Exercise brief:
Filter the data for lines with the word "index", then copy every line so identified.
========================================
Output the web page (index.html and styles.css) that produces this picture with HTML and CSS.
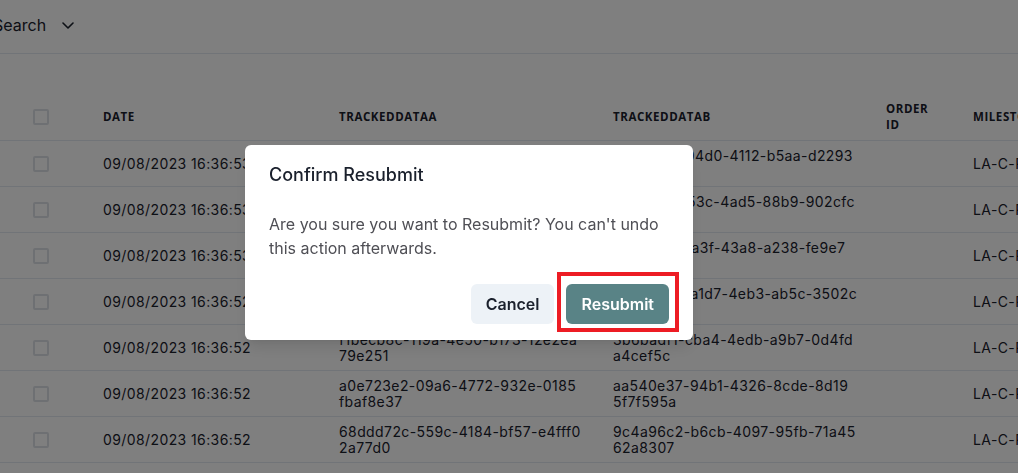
FILE: index.html
```html
<!DOCTYPE html>
<html lang="en">
<head>
<meta charset="utf-8">
<title>Tracked data – Confirm Resubmit</title>
<link rel="stylesheet" href="styles.css">
</head>
<body>
<div class="page">
  <div class="toolbar">
    <span class="toolbar-label">Search</span>
    <svg class="chevron" viewBox="0 0 12 7" width="12" height="7" aria-hidden="true"><path d="M1 1 L6 6 L11 1" fill="none" stroke="currentColor" stroke-width="1.6" stroke-linecap="round" stroke-linejoin="round"/></svg>
  </div>

  <div class="grid" role="table">
    <div class="row head" role="row">
      <div class="cell check"><span class="box"></span></div>
      <div class="cell">Date</div>
      <div class="cell">TrackedDataA</div>
      <div class="cell">TrackedDataB</div>
      <div class="cell order">Order ID</div>
      <div class="cell">Milestone</div>
    </div>

    <div class="row" role="row">
      <div class="cell check"><span class="box"></span></div>
      <div class="cell">09/08/2023 16:36:53</div>
      <div class="cell uuid">3f9c2b71-8e4d-4a06-9b1f-6d2e7<wbr>c5a8b04</div>
      <div class="cell uuid">7e21c9a3-04d0-4112-b5aa-d2293<wbr>f6c8e1b</div>
      <div class="cell"></div>
      <div class="cell mile">LA-C-RESUBMITTED</div>
    </div>
    <div class="row" role="row">
      <div class="cell check"><span class="box"></span></div>
      <div class="cell">09/08/2023 16:36:53</div>
      <div class="cell uuid">c27a9d14-5b3e-4f81-a6c2-0e9d4b<wbr>7f3a15</div>
      <div class="cell uuid">b1fe0f2d-153c-4ad5-88b9-902cfc<wbr>e31a7d</div>
      <div class="cell"></div>
      <div class="cell mile">LA-C-RESUBMITTED</div>
    </div>
    <div class="row" role="row">
      <div class="cell check"><span class="box"></span></div>
      <div class="cell">09/08/2023 16:36:53</div>
      <div class="cell uuid">8d04e6b2-1c7f-49a3-b5e8-72f1a9<wbr>c3d046</div>
      <div class="cell uuid">5d7a2e9f-1a3f-43a8-a238-fe9e7<wbr>c04b2d1</div>
      <div class="cell"></div>
      <div class="cell mile">LA-C-RESUBMITTED</div>
    </div>
    <div class="row" role="row">
      <div class="cell check"><span class="box"></span></div>
      <div class="cell">09/08/2023 16:36:52</div>
      <div class="cell uuid">e5a13c8f-7d29-4b60-8f4a-3c6b0d<wbr>92e7a8</div>
      <div class="cell uuid">e9b3c6a0-a1d7-4eb3-ab5c-3502c<wbr>8f1e6a9</div>
      <div class="cell"></div>
      <div class="cell mile">LA-C-RESUBMITTED</div>
    </div>
    <div class="row" role="row">
      <div class="cell check"><span class="box"></span></div>
      <div class="cell">09/08/2023 16:36:52</div>
      <div class="cell uuid">f1becb8c-119a-4e50-b173-12e2ea<wbr>79e251</div>
      <div class="cell uuid">3b6badf1-cba4-4edb-a9b7-0d4fd<wbr>a4cef5c</div>
      <div class="cell"></div>
      <div class="cell mile">LA-C-RESUBMITTED</div>
    </div>
    <div class="row" role="row">
      <div class="cell check"><span class="box"></span></div>
      <div class="cell">09/08/2023 16:36:52</div>
      <div class="cell uuid">a0e723e2-09a6-4772-932e-0185<wbr>fbaf8e37</div>
      <div class="cell uuid">aa540e37-94b1-4326-8cde-8d19<wbr>5f7f595a</div>
      <div class="cell"></div>
      <div class="cell mile">LA-C-RESUBMITTED</div>
    </div>
    <div class="row" role="row">
      <div class="cell check"><span class="box"></span></div>
      <div class="cell">09/08/2023 16:36:52</div>
      <div class="cell uuid">68ddd72c-559c-4184-bf57-e4fff0<wbr>2a77d0</div>
      <div class="cell uuid">9c4a96c2-b6cb-4097-95fb-71a45<wbr>62a8307</div>
      <div class="cell"></div>
      <div class="cell mile">LA-C-RESUBMITTED</div>
    </div>
  </div>
</div>

<div class="overlay"></div>

<div class="dialog-layer">
  <section class="dialog" role="alertdialog" aria-labelledby="dlg-title">
    <header class="dialog-header" id="dlg-title">Confirm Resubmit</header>
    <div class="dialog-body">Are you sure you want to Resubmit? You can't undo this action afterwards.</div>
    <footer class="dialog-footer">
      <button class="btn btn-cancel" type="button">Cancel</button>
      <span class="highlight-wrap">
        <button class="btn btn-primary" type="button">Resubmit</button>
        <span class="highlight"></span>
      </span>
    </footer>
  </section>
</div>
</body>
</html>
```

FILE: styles.css
```css
* { box-sizing: border-box; }

html, body {
  margin: 0;
  padding: 0;
  width: 1018px;
  height: 473px;
  overflow: hidden;
  background: #ffffff;
  font-family: Inter, "Noto Sans", sans-serif;
  color: #1a202c;
}

.page {
  width: 1018px;
  height: 473px;
  overflow: hidden;
}

/* top toolbar */
.toolbar {
  display: flex;
  align-items: center;
  gap: 16px;
  height: 54px;
  margin-left: -7px;
  border-bottom: 1px solid #e2e8f0;
  font-size: 16px;
  color: #1a202c;
}

.toolbar-label {
  line-height: 24px;
  padding-bottom: 4px;
}

.chevron {
  color: #1a202c;
  margin-bottom: 2px;
}

/* data grid */
.grid {
  margin-top: 39px;
  width: 1100px;
}

.row {
  display: grid;
  grid-template-columns: 79px 236px 274px 273px 87px 151px;
  align-items: center;
  height: 46px;
  border-bottom: 1px solid #e2e8f0;
  font-size: 14px;
  line-height: 16px;
  letter-spacing: 0.4px;
  color: #1a202c;
}

.row.head {
  height: 48px;
  font-family: "Open Sans", "Noto Sans", sans-serif;
  font-weight: 700;
  font-size: 11.5px;
  letter-spacing: 0.05em;
  text-transform: uppercase;
  line-height: 16px;
  color: #1a202c;
}

.cell {
  padding-left: 24px;
  white-space: nowrap;
  overflow: hidden;
}

.cell.check {
  padding-left: 33px;
  display: flex;
  align-items: center;
}

.box {
  display: block;
  width: 16px;
  height: 16px;
  border: 2px solid #dde1e6;
  border-radius: 2px;
}

.cell.order {
  white-space: normal;
  padding-right: 24px;
}

.cell.uuid {
  white-space: normal;
  padding-right: 0;
}

/* overlay + dialog */
.overlay {
  position: fixed;
  inset: 0;
  background: rgba(0, 0, 0, 0.5);
  z-index: 10;
}

.dialog-layer {
  position: fixed;
  inset: 0;
  z-index: 20;
  display: flex;
  align-items: flex-start;
  padding: 145px 0 0 245px;
}

.dialog {
  width: 448px;
  background: #ffffff;
  border-radius: 6px;
  box-shadow: 0 10px 15px -3px rgba(0,0,0,0.1), 0 4px 6px -2px rgba(0,0,0,0.05);
  font-family: Inter, "Noto Sans", sans-serif;
}

.dialog-header {
  padding: 16px 24px 0;
  font-size: 18px;
  line-height: 27px;
  font-weight: 500;
  color: #1a202c;
}

.dialog-body {
  padding: 24px 24px 8px;
  font-size: 16px;
  line-height: 24px;
  color: #4f4f55;
}

.dialog-footer {
  display: flex;
  justify-content: flex-end;
  gap: 12px;
  padding: 16px 24px 16px;
}

.btn {
  height: 40px;
  padding: 0 15px;
  border: 0;
  border-radius: 6px;
  font-family: Inter, "Noto Sans", sans-serif;
  font-size: 16px;
  font-weight: 600;
  line-height: 40px;
  cursor: pointer;
}

.btn-cancel {
  background: #edf2f7;
  color: #1a202c;
}

.btn-primary {
  background: #598386;
  color: #ffffff;
}

.highlight-wrap {
  position: relative;
  display: inline-flex;
}

.highlight {
  position: absolute;
  top: -12px;
  left: -9px;
  right: -10px;
  bottom: -8px;
  border: 4px solid #ed1c24;
  pointer-events: none;
}
```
========================================
Result of this exercise:
Output the web page (index.html and styles.css) that produces this picture with HTML and CSS.
FILE: index.html
  z-index: 10;
  z-index: 20;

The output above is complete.